Gründungstag der BRD

Lucas Zeise zum Kapitalismus, als der noch Anhänger gewann

Lucas Zeise

Lucas Zeise

Am 20. Juni 1948, einem Sonntag vor 70 Jahren, wurde die Währung in Westdeutschland und Westberlin von Reichsmark auf die damals neue D-Mark umgestellt. Die „Süddeutsche Zeitung“ feiert auf einer Sonderseite das Ereignis als Beginn des Wirtschaftswunders. Jörg Roesler schreibt in der „jungen Welt“, der Tag gelte in der Erinnerung der Bundesrepublik auch als „eigentliches Gründungsdatum der Republik“. In der UZ der vergangenen Woche heißt es: „Die Währungsreform in den Westzonen trieb die Spaltung Deutschlands weiter voran.“

Das widerspricht sich nicht, sondern passt im Gegenteil gut zusammen. Die Währungsfrage ist generell entscheidend für die Ökonomie und Politik eines Landes. So war die Einführung der D-Mark in der noch existierenden DDR am 1. Juli 1990 das entscheidende Datum, das der Wirtschaft dieses kleinen sozialistischen Landes ein Ende setzte. Als im Februar 1990 Helmut Kohl gegen den Widerstand des damaligen Bundesbankpräsidenten Karl Otto Pöhl entschied, die Bürger der DDR mit der D-Mark zu beglücken, bedeutete das die „Übernahme“ der DDR im Gegensatz zu der nach außen formulierten Absicht, den Weg zur Annäherung der beiden deutschen Staaten durch Verhandlungen zu suchen. 1948 traf die US-Regierung die Entscheidung. Die Briten und Franzosen stimmten für ihre Besatzungszonen zu. Sie waren hochverschuldet und auf das Wohlwollen ihres Hauptgläubigers USA angewiesen. Die Entscheidung, Westdeutschland zum kapitalistischen Bollwerk gegen das sozialistische Lager aufzubauen, war schon vorher getroffen worden. Die Währungsreform in den Westzonen und Westberlin war die unmittelbar wirksame Maßnahme, um die Trennung zwischen West und Ost zu vollziehen.

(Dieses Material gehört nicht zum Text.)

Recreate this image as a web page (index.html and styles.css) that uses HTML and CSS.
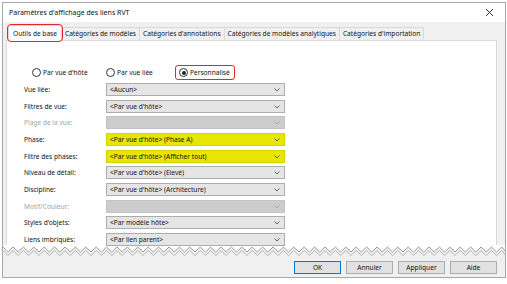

Die langfristige Wirkung der Maßnahme war ebenfalls beabsichtigt. Und das ist der Punkt, bei dem die Jubelartikel der üblichen Blätter recht haben. Denn in der Tat leitete die Währungsreform das so genannte „Wirtschaftswunder“ ein. Sie trug bei zu einem Wirtschaftsaufschwung, der mit leichtem Auf und Ab ungefähr zwei Jahrzehnte dauerte. Das wird auch dadurch nicht falsch, wenn man darauf hinweist, dass die Einführung der neuen Währung die Bürger höchst unterschiedlich und damit ungerecht behandelte. Zwar wurden am 20. und 21. Juni pro Kopf einheitlich frisch gedruckte 40 D-Mark verteilt, Ersparnisse aber im Verhältnis 1 zu 10 oder 1 zu 6 umgetauscht. Umgekehrt bedeutete das, dass Schulden in Reichsmark mit der neuen Währung gezehntelt wurden. Die Staatsschuld, im Zuge des Krieges riesenhaft angeschwollen, war deshalb in D-Mark minimal. Nicht abgewertet wurde dagegen Eigentum an Produktionsmitteln und Grund und Boden. Die Grundsatzentscheidung, das große Eigentum unangetastet zu lassen, war schon vorher gefallen. Die deutsche Bourgeoisie verdankt ihre Existenz der US-Politik.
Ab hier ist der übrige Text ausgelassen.